This work is by an artist from a nation whose citizens were being denied entry into the United States, according to a presidential executive order issued on January 27, 2017. This is one of several such artworks from the Museum's collection installed throughout the fifth-floor galleries and in the Agnes Gund Garden Lobby, and presented in our theaters, to affirm the ideals of welcome and freedom as vital to this Museum, as they are to the US.
Zendan-e zanan (Women’s Prison). 2002. Iran. Directed by Manijeh Hekmat. Screenplay by Farid Mostafavi. In Persian; English subtitles. 106 min.

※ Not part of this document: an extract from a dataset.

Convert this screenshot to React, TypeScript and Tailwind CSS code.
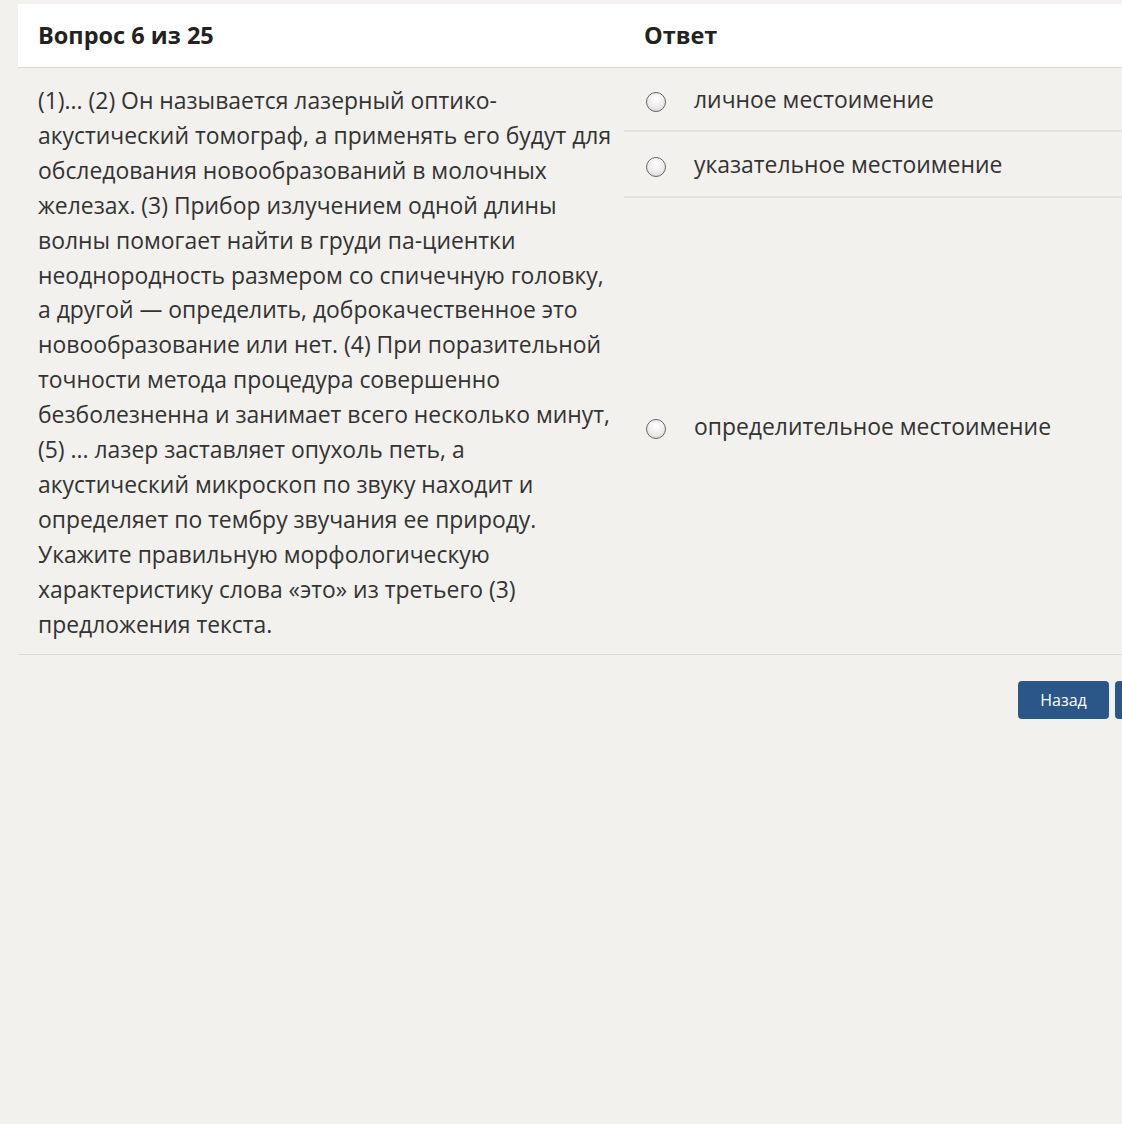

With Roya Nonahali, Roya Taymourian, Pegah Ahangarani. Manijeh Hekmat based her directing debut on the harrowing stories of Iranian women prisoners who were abused by their husbands and stepfathers; who endured rape, prostitution, and drug abuse; who experienced devastating personal loss during the Iran-Iraq war; and who were persecuted for their political beliefs after the Revolution. Deemed too controversial, Women's Prison was banned for more than a year by Iranian authorities, who even forbade its screening to foreigners at Tehran's 2002 Fajr Film Festival. Hekmat risked her own imprisonment by smuggling copies of her director's cut to international festival programmers, and the film had its world premiere in competition at the Venice Film Festival. As Alissa Simon reported in Senses of Cinema in 2002, "With pressure from reformists in the Iranian government and support from many members of the Majlis and President Khatami himself, a censored version of Women’s Prison finally opened in Tehran on August 7, 2002. In spite of not being allowed to have television teasers, the film set new box office records for an opening in the post-Revolutionary era."